Three short survey instruments were used: a Hearing and Understanding Questionnaire to gauge ability to understand without effort; a Care Transitions Survey to measure the patient’s readiness for discharge; and a Patient Understanding of Discharge Information survey. Following discharge, the researchers conducted surveys and post-visit phone calls to assess ED revisits. “There’s a critical qualitative piece to this,” Dr. Chodosh says.
“We’ve had a lot of experiential and anecdotal evidence, but we want to find out if the PA device helps a patient interact with information in a more productive way.”
Veterans with hearing difficulties reported improved ED experiences with use of PAs.

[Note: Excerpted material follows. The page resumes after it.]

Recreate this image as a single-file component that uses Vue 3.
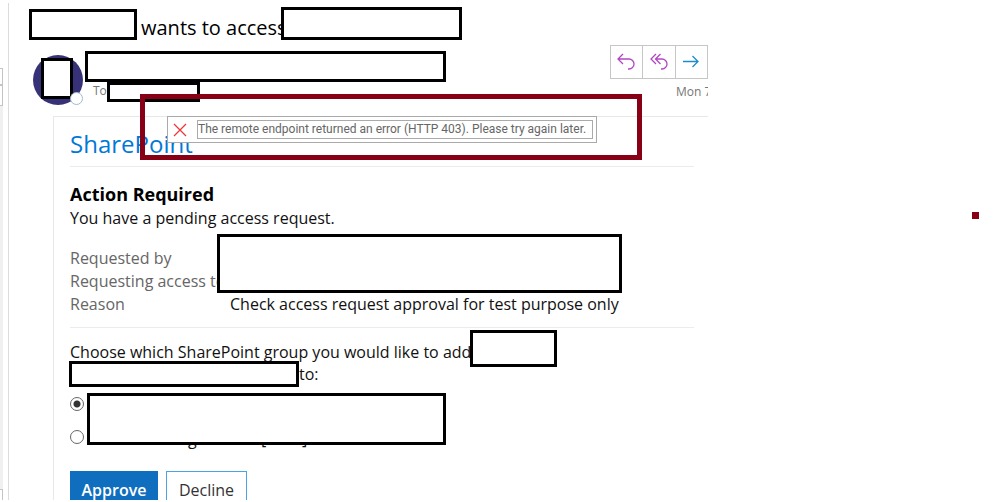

Additionally, researchers found PAs might reduce the need to return to the ED within three days—suggesting a tangible improvement in patient outcomes as well as experience.
“If you’re in the ED and you come back within three days, it may be because critical self-management information was not heard correctly, if at all. It’s easier to communicate with patients who are using amplifiers.”
The VA as Study Site
Dr. Chodosh explains why the team chose a VA medical center to conduct its research: “The VA has a history of geriatrics innovations; they place high importance on age-related care. Veterans are amazing—they are often easier to recruit as they have a high degree of volunteerism. In addition, audiology visits are among the most frequent visits for veterans outside of primary care.”
One of the primary reasons many patients don’t pursue getting hearing aids is the cost, Dr. Chodosh adds. “The VA produces a great natural experiment because cost is no barrier—at least in some facilities, hearing amplifiers are a known commodity that can be ordered through the patient health record.”
Validating the Pilot
In the larger implementation trial, six national VA sites will roll out in phases over 40 months. The first phase is a repeat of the efficacy trial with a larger sample size: 400 veterans over a nine-month period of enrollment.
“After the randomized efficacy period, anyone whose screening indicates hearing impairment will get an amplifier if they want it,” Dr. Chodosh says.
With each progressive phase, the facilities will take on more responsibility for screening, distributing, and fitting hearing amplifiers. Research assistants will continue to conduct discharge surveys and will evaluate facility involvement.
“Hearing is one of those things that we don’t see as healthcare-related in primary medical care,” Dr. Chodosh says. “Geriatricians have an important educational role to play in making everyone aware of just how critically important it is to be able to hear, and the downstream negative consequences when you can’t hear without additional effort.”